Caitlin’s passion lies in the pediatric population and Dr. Hilger’s openness allowed her to jump right into Dr. Hilger's project on acquired dysarthria in the pediatric population. As previously mentioned, Caitlin values research that is easily accessible to clinicians, and this research project is just that. We have a great team that includes a practicing pediatric SLP and we are collecting data from his caseload. She loves being a part of this research project and being able to explore it through her own lens as well. She is excited to see how this project continues to grow. 

Caitlin believes that working with Dr. Hilger has been incredibly rewarding, saying, “She does a wonderful job gauging where you are and how you want to get there. She shares her research projects openly and allows each of her students to explore their interests. I have learned a lot from her on how to be a mentor and what it means to always be open to learning.”

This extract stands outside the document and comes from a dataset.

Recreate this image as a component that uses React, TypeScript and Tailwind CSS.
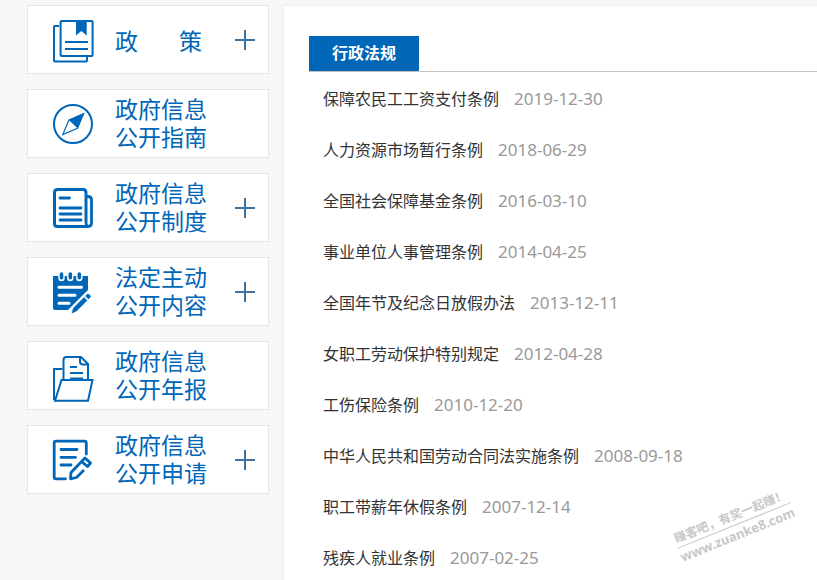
import React from "react";

const font =
  "font-['Noto_Sans','Noto_Sans_CJK_SC',sans-serif]";

function PolicyIcon() {
  return (
    <>
      <path d="M6 6H2Q1 6 1 7V40.6Q1 41.6 2 41.6H33Q34 41.6 34 40.6V37" />
      <rect x="7.6" y="1" width="32" height="35" rx="1" />
      <path d="M23 0H33.7V15.5L28.3 11L23 15.5Z" fill="currentColor" stroke="none" />
      <path d="M12 22H35M12 29H35" />
    </>
  );
}

function CompassIcon() {
  return (
    <>
      <circle cx="20" cy="20" r="19" />
      <path d="M15.5 15.7L31.4 8.8L24.8 24.6Z" fill="currentColor" stroke="none" />
      <path d="M30.5 9.8L15.8 16.2L9.8 30.6L24.4 24.2Z" strokeWidth="1.2" />
    </>
  );
}

function SystemIcon() {
  return (
    <>
      <path d="M36 38.5H4.5Q1.5 38.5 1.5 35.5V4.5Q1.5 1.5 4.5 1.5H30Q33 1.5 33 4.5V33" strokeWidth="3" />
      <path d="M33 8.5H35Q38.5 8.5 38.5 12V35Q38.5 38.5 35 38.5Q33 38 33 33" strokeWidth="2.8" />
      <path d="M7 10H16.5M7 20H28M7 26H28M7 32H28" strokeWidth="2.8" strokeLinecap="round" />
    </>
  );
}

function NotepadIcon() {
  return (
    <>
      <path d="M0 4H35V18L15 38H2Q0 38 0 36Z" fill="currentColor" stroke="none" />
      <path d="M8.5 2V6M17.3 2V6M26.3 2V6" stroke="white" strokeWidth="6.4" strokeLinecap="round" />
      <path d="M8.5 2V5.8M17.3 2V5.8M26.3 2V5.8" strokeWidth="3.6" strokeLinecap="round" />
      <path d="M6 15.3H28.5M6 23.3H22M6 31.3H16" stroke="white" strokeWidth="3" strokeLinecap="round" />
      <path d="M19 40L36 23" stroke="white" strokeWidth="8" />
      <path d="M19 41L20.5 36L31 25.5L34 28.5L23.5 39ZM32.5 24L34 22.5Q35 21.5 36 22.5L37 23.5Q38 24.5 37 25.5L35.5 27Z" fill="currentColor" stroke="currentColor" strokeWidth="0.6" />
    </>
  );
}

function ReportIcon() {
  return (
    <>
      <path d="M9.5 13H1V44" />
      <path d="M10.5 24V4Q10.5 1 13.5 1H28L35 8V23M27 1V5.5Q27 8.5 30 8.5H35" />
      <path d="M17 11H24M17 17H30M17 22.5H30" />
      <path d="M8.5 24H39.5L35 44.8H2Z" />
    </>
  );
}

function ApplyIcon() {
  return (
    <>
      <path d="M12.5 38.8H3Q1.2 38.8 1.2 37V3Q1.2 1.2 3 1.2H31.5Q33.3 1.2 33.3 3V14" strokeWidth="2.8" strokeLinecap="round" />
      <path d="M8 9.5H24M8 17.3H22.5M8 25H18" strokeWidth="2.8" strokeLinecap="round" />
      <path d="M31 30L23.5 37.5L17.5 38.8L18 32.5L32 18L37.5 23L34.5 26.5L28.5 21.5" strokeWidth="2.8" strokeLinejoin="round" />
    </>
  );
}

type Item = {
  lines: string[];
  icon: () => React.ReactElement;
  expandable: boolean;
};

const items: Item[] = [
  { lines: ["政", "策"], icon: PolicyIcon, expandable: true },
  { lines: ["政府信息", "公开指南"], icon: CompassIcon, expandable: false },
  { lines: ["政府信息", "公开制度"], icon: SystemIcon, expandable: true },
  { lines: ["法定主动", "公开内容"], icon: NotepadIcon, expandable: true },
  { lines: ["政府信息", "公开年报"], icon: ReportIcon, expandable: false },
  { lines: ["政府信息", "公开申请"], icon: ApplyIcon, expandable: true },
];

const regulations = [
  ["保障农民工工资支付条例", "2019-12-30"],
  ["人力资源市场暂行条例", "2018-06-29"],
  ["全国社会保障基金条例", "2016-03-10"],
  ["事业单位人事管理条例", "2014-04-25"],
  ["全国年节及纪念日放假办法", "2013-12-11"],
  ["女职工劳动保护特别规定", "2012-04-28"],
  ["工伤保险条例", "2010-12-20"],
  ["中华人民共和国劳动合同法实施条例", "2008-09-18"],
  ["职工带薪年休假条例", "2007-12-14"],
  ["残疾人就业条例", "2007-02-25"],
];

function SideCard({ item }: { item: Item }) {
  const Icon = item.icon;
  const single = item.lines[0].length === 1;
  return (
    <li className="flex h-[69px] items-center border border-[#e6e6e6] bg-white pl-[25px] pr-3">
      <a href="#" className="flex flex-1 items-center gap-5 text-[#0066b8]">
        <svg className="shrink-0 overflow-visible" viewBox="0 0 42 39" width="42" height="39" fill="none" stroke="currentColor" strokeWidth="2" aria-hidden="true">
          <Icon />
        </svg>
        <span className={single ? "flex gap-[41px] pt-0.5 text-[23px] leading-7" : "flex flex-col pb-0.5 text-[23px] leading-7"}>
          {item.lines.map((line) => (
            <span key={line}>{line}</span>
          ))}
        </span>
      </a>
      {item.expandable && (
        <button type="button" aria-label="展开" className="text-[#3f739d]">
          <svg width="22" height="22" viewBox="0 0 22 22" fill="none" stroke="currentColor" strokeWidth="2" aria-hidden="true">
            <path d="M1 11H21M11 1V21" />
          </svg>
        </button>
      )}
    </li>
  );
}

export default function App() {
  return (
    <div className={`flex h-screen items-stretch gap-3.5 overflow-hidden bg-[#f7f7f7] pl-[27px] pt-[5px] ${font}`}>
      <nav className="w-[242px] shrink-0">
        <ul className="flex flex-col gap-[15px]">
          {items.map((item) => (
            <SideCard key={item.lines.join("")} item={item} />
          ))}
        </ul>
      </nav>
      <main className="relative min-w-0 flex-1 border-l border-t border-[#efefef] bg-white pl-[25px] pt-[30px]">
        <div className="flex border-b border-[#c4c4c4]">
          <h2 className="bg-[#0066b8] px-[23px] text-base font-bold leading-[35px] text-white">行政法规</h2>
        </div>
        <ul className="pl-3.5 pt-px">
          {regulations.map(([title, date]) => (
            <li key={title} className="flex h-[51px] items-center gap-[15px] whitespace-nowrap">
              <a href="#" className="text-base text-[#333]">{title}</a>
              <time dateTime={date} className="text-[17px] text-[#999]">{date}</time>
            </li>
          ))}
        </ul>
        <div className="absolute bottom-9 right-[22px] -rotate-[22deg] whitespace-nowrap text-center font-bold text-[#c8c8c8]">
          <p className="border-b border-[#c8c8c8] text-xs leading-[18px]">赚客吧，有奖一起赚！</p>
          <p className="text-[13px] leading-[18px]">www.zuanke8.com</p>
        </div>
      </main>
    </div>
  );
}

Caitlin's biggest piece of advice for undergraduate students is to not overdo it. As undergrads, you hear you need to pack your resume and be a part of every club. Your CV and personal statements are really there to show your interests and a glimpse into how you might be as a clinician. It might change as you move through your academic career, but it means so much more when you dive into a population or subject of interest rather than being involved in 15 things. When you submit those personal statements, it means more to show how you grew and learned from experiences and see a path in the field rather than being all over the place. She also recommends not applying to graduate schools you don’t actually want to go to. You need to be happy with living in the city you are going to school in. Two years is fast but graduate school is a lot, your non-school life is just as important during this time.